= Plutonium Management and Disposition Agreement =

2000 nuclear agreement

The Plutonium Management and Disposition Agreement is an agreement between the United States and Russia signed in 2000, wherein both nations agreed to dispose of significant fractions of their "excess" (beyond what they need for their nuclear weapons) weapons-grade plutonium. An amended version was signed in April 2010 and went into effect in July 2011.

The US has about 90 tons of weapons-capable plutonium, while Russia has 128 tons. The US declared 60 tons as excess, while Russia declared 50 tons excess. The two sides agreed that each would eliminate 34 tons.

The agreement regulates the conversion of non-essential plutonium into mixed oxide (MOX) fuel used to produce electricity. Both sides were required to render 34 tons of weapons grade plutonium, into reactor grade plutonium alongside reaching the spent fuel standard, that is mixed with the other more highly irradiating products within spent fuel, making the plutonium relatively inaccessible and unattractive for weapons use.

In 2007, the US began constructing the Mixed Oxide Fuel Fabrication Facility (MFFF) on the Savannah River Site. For financial reasons, US president Barack Obama stopped construction of the MFFF in 2016 and proposed that the plutonium be diluted with non-radioactive material and disposed in the underground WIPP facility. However, the dilution could be reversed, and the material reconverted into weapons-grade plutonium.

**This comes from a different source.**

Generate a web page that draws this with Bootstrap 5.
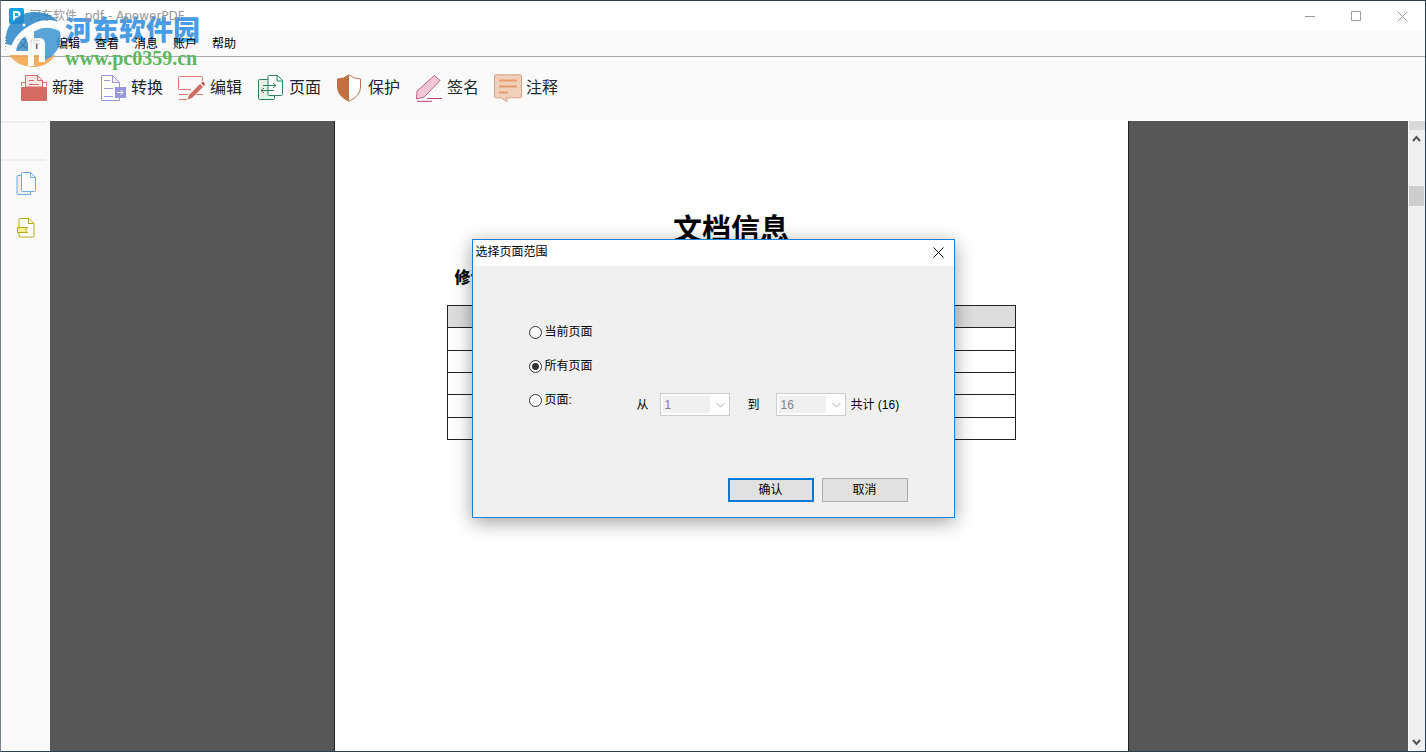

By 2015, Russia was on track and had begun producing MOX fuel at its own MOX facility, for its fast reactor, the BN-800.

On October 3, 2016, Russian president Vladimir Putin ordered the agreement to be suspended because the US did not meet their obligations. In 2016, Sergey Kirienko, director general of Rosatom, stated that they had built their MOX plant for $136 million in 2.5 years.

In May 2018, Energy Secretary Rick Perry informed Congress he had effectively ended the about 70% complete MFFF project. Perry stated that the cost of a dilute and dispose approach to the plutonium will cost $20 billion, less than half of the remaining lifecycle cost of the MOX plant program ($49 billion).